Maybe I'm too harsh, and voice-mail scripts are merely a failure of the free market; maybe there isn't enough competition between script writers to favor the more customer-friendly messages while weeding out the clearly inferior ones.

Maybe, more insidiously, you get to charge customers more if the voice-mail script causes the message to inadvertently cross over into the second minute, and hey, all those extra minutes of charged time add up! I hope you bought a nice hooker with those extra minute charges, she at least will talk to you, even if it is only to warn you that her pimp-daddy will mess you up if you don't pay.

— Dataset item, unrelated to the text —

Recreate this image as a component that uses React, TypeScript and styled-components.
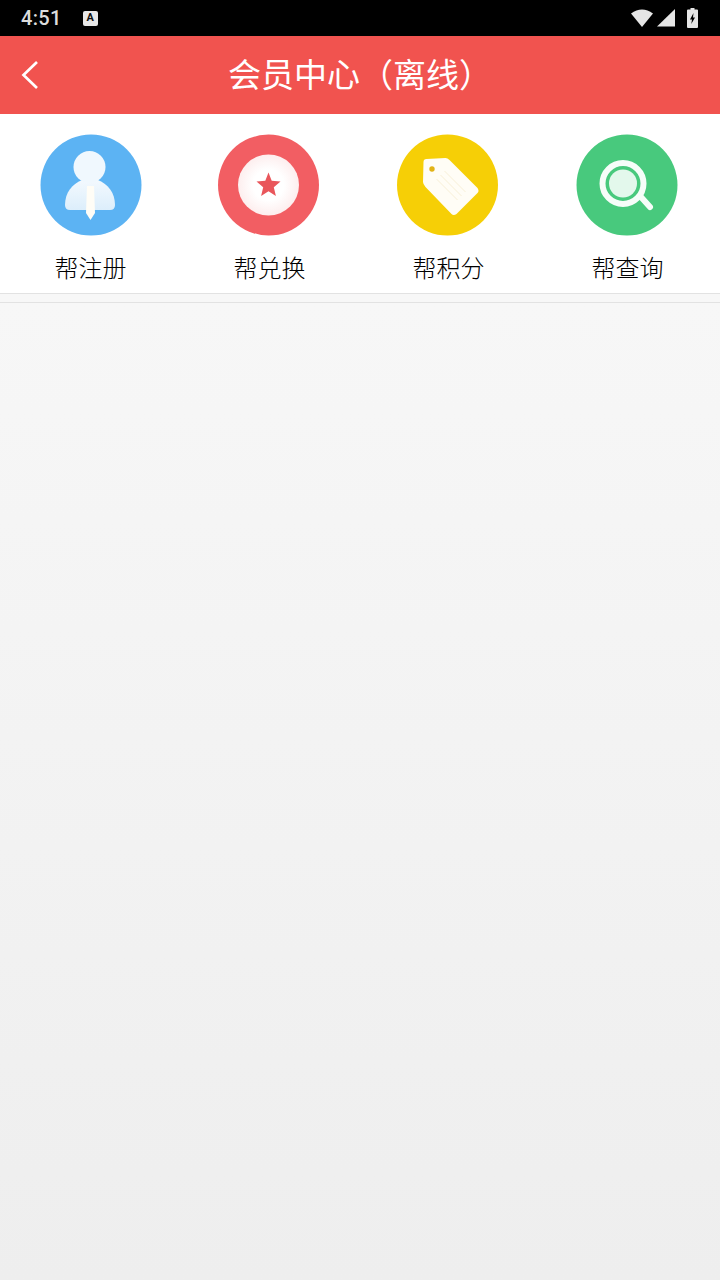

In conclusion, my cell-phone script writers, if you could kindly--
*beep*
Message full. To leave a call back number, please press--
*click*

Saturday, April 3, 2010

What is a PC?

All my life I've encountered people who proudly proclaim that they are not PC--and inevitably those same people are racist, misogynistic, homophobic, anti-semetic, and all around misanthropic pricks. Usually they justify themselves with some sort of quip like "Hey man, I'm not PC, I'm just keeping it real," or "I'm not racist, I hate everybody!" as though that's better. They construct some caricature of this PC enforcer that's this oppressive, condescending nazi, then proudly proclaim that their inexcusable behavior is opposed to this non-existent threat to freedom.

I remember being raised on tales of these evil PCers, and maybe I'm looking in the wrong places, but I have yet to actually meet this creature. Maybe this PC caricature does indeed graze here and there, but I promise you that it's the opposite that currently overburdens the land. More often than not they have a show on Fox News. I've long begun to believe that this rare PC creature does not actually exist, but is just an imaginary ghost created to frighten children at night and justify our own hateful behavior.

I'm starting to think that PC is just a euphemism for not being a prick. I can understand why pricks everywhere would be opposed to that.